━━━ INFORMATION SHOWN

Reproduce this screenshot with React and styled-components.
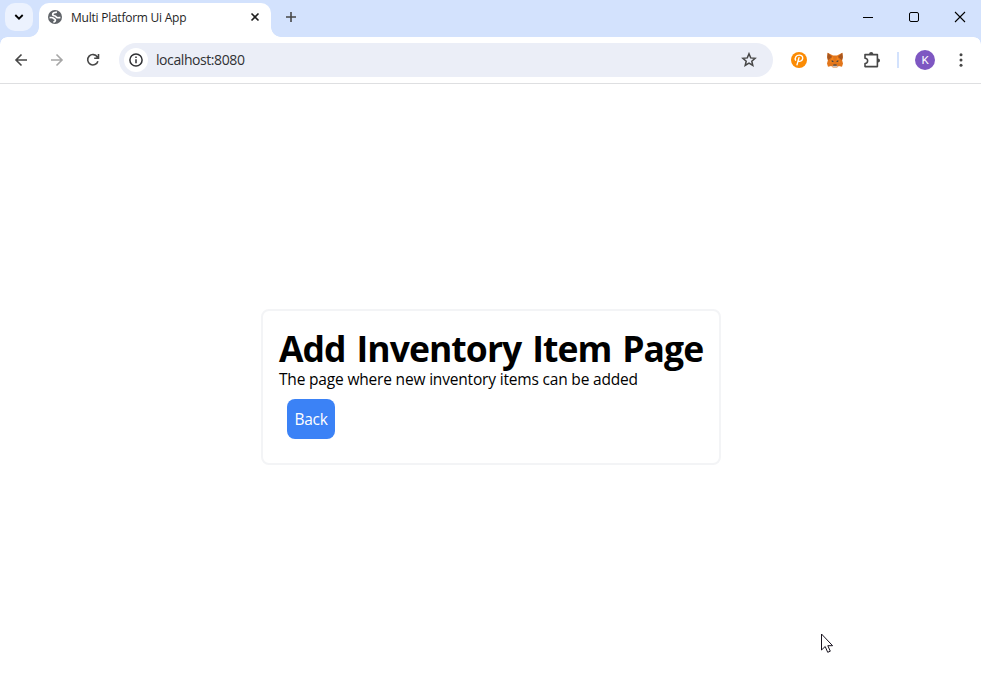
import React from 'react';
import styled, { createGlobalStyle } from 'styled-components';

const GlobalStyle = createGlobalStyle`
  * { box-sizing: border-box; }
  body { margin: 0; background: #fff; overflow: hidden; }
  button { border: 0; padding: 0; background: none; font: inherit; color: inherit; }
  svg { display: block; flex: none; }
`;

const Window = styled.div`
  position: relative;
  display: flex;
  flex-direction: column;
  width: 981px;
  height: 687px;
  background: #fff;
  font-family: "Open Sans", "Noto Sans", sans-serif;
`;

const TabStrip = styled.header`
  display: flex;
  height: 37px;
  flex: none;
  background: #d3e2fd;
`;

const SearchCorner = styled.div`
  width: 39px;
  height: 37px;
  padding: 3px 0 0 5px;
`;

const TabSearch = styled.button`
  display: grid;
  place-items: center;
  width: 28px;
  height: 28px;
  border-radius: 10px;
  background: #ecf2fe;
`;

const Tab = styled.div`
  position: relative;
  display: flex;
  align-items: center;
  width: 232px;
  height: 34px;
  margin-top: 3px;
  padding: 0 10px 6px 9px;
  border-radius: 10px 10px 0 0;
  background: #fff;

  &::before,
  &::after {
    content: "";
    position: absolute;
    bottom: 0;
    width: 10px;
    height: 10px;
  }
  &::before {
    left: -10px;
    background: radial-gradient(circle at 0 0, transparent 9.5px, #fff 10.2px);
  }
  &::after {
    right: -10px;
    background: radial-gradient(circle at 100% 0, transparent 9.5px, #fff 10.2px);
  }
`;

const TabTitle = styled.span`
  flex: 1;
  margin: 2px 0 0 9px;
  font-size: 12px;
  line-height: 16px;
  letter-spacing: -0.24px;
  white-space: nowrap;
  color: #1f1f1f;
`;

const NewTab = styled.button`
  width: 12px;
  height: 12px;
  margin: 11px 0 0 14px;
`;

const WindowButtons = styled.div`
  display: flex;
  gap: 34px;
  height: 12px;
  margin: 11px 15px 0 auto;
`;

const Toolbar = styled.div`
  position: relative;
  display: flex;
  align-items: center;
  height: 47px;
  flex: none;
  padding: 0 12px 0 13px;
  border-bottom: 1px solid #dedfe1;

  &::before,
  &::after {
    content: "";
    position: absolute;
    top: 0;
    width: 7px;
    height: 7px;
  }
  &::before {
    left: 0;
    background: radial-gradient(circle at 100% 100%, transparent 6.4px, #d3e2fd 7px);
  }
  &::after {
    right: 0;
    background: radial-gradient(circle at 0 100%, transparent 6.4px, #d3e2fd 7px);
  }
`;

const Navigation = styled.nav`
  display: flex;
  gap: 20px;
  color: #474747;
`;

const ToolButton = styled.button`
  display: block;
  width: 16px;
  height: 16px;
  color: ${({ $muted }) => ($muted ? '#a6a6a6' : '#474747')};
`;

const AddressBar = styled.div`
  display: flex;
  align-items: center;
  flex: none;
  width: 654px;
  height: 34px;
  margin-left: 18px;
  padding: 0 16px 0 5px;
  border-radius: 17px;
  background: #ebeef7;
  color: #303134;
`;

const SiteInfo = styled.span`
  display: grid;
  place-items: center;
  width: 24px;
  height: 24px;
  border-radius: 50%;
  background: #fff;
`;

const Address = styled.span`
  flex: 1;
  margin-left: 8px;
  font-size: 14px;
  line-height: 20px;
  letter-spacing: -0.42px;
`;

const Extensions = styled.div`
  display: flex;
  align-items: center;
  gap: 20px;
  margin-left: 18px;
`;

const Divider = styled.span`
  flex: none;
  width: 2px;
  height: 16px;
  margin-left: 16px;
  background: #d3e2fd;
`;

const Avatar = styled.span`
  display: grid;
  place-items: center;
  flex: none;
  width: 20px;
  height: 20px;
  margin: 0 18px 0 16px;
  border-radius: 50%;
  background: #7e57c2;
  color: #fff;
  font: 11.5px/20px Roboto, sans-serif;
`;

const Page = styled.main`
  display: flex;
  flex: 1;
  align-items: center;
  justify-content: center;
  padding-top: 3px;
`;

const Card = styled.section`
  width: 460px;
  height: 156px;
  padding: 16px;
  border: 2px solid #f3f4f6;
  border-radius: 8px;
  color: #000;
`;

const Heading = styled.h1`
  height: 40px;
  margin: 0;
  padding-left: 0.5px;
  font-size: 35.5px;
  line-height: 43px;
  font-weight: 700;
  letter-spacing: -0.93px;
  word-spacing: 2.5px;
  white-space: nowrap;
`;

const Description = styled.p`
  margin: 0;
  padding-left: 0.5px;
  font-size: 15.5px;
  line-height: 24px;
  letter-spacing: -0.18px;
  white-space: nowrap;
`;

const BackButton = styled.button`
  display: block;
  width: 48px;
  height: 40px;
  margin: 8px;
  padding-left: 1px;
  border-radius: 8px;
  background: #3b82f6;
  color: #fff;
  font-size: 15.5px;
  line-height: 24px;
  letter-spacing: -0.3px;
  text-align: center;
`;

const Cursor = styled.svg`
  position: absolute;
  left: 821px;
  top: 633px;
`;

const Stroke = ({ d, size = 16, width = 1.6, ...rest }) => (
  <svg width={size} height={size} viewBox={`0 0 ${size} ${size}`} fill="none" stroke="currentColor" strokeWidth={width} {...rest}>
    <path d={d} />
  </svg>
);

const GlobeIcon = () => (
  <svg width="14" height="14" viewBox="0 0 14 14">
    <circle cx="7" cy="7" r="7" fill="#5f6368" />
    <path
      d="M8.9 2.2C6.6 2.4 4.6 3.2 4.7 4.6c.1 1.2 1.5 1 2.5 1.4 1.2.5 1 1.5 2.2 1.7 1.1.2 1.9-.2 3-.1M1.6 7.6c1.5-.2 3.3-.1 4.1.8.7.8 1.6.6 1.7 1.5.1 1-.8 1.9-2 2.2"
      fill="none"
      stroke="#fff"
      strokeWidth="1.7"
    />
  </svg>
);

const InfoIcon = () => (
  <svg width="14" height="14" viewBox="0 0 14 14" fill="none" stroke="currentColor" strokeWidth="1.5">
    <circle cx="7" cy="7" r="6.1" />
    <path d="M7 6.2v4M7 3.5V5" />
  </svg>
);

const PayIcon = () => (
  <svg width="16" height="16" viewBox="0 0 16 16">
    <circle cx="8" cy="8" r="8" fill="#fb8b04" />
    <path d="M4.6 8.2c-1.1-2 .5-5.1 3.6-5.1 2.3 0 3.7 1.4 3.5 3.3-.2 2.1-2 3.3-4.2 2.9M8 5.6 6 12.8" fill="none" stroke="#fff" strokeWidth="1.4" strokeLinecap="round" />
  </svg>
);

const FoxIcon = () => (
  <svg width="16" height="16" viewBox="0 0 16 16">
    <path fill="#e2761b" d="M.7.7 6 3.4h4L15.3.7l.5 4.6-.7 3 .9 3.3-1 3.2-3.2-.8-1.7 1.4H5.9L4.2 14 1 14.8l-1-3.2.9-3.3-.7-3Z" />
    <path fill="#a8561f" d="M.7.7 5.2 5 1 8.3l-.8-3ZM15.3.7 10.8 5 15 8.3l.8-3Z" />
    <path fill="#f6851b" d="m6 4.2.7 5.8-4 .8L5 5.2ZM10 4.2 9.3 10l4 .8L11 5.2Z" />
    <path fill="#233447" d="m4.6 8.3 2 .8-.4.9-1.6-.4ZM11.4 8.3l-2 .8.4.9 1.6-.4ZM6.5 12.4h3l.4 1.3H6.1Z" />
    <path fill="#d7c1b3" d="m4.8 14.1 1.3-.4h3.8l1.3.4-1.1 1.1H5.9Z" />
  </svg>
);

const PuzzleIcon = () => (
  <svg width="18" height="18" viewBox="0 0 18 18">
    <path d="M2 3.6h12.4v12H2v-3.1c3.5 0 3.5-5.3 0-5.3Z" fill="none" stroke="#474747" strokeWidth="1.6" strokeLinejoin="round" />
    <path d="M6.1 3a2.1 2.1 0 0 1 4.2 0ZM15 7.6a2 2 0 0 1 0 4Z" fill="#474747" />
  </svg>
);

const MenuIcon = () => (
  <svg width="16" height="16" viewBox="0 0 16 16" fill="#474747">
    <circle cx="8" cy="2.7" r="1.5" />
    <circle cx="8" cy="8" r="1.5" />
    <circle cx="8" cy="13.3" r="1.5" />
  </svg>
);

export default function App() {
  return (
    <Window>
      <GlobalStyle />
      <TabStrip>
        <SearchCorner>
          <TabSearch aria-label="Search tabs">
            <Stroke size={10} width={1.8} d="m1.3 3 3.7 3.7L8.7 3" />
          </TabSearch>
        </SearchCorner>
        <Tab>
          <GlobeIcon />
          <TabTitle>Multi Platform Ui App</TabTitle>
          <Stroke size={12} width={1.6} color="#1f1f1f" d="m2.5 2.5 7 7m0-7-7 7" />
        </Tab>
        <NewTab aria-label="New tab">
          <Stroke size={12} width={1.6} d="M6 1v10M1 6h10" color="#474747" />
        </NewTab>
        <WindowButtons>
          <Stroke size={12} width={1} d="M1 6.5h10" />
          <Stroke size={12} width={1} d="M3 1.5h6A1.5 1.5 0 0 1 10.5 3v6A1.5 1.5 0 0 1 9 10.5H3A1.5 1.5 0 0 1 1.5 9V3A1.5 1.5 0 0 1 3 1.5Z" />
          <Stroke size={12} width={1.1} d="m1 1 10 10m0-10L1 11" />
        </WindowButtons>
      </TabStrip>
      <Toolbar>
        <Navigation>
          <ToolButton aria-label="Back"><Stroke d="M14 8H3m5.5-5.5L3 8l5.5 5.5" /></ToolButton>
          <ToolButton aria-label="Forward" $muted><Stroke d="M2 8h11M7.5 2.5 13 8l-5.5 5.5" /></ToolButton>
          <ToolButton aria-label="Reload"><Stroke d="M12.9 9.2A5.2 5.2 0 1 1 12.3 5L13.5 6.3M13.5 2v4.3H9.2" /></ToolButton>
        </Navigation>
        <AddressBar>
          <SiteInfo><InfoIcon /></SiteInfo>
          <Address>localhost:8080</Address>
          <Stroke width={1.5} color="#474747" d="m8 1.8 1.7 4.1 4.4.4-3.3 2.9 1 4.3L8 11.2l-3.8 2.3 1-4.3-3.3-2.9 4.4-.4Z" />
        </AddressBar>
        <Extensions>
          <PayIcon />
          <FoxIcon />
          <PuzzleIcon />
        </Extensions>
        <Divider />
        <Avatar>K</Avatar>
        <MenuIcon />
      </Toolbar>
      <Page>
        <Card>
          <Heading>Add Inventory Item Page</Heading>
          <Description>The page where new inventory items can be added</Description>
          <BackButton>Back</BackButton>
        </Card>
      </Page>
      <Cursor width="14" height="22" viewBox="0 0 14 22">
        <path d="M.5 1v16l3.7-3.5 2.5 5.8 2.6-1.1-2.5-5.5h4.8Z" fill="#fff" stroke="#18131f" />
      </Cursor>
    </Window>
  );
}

━━━━━━

## SHORT TASK
Copy every single line of the material above that holds "React".

## RESULT
Reproduce this screenshot with React and styled-components.
import React from 'react';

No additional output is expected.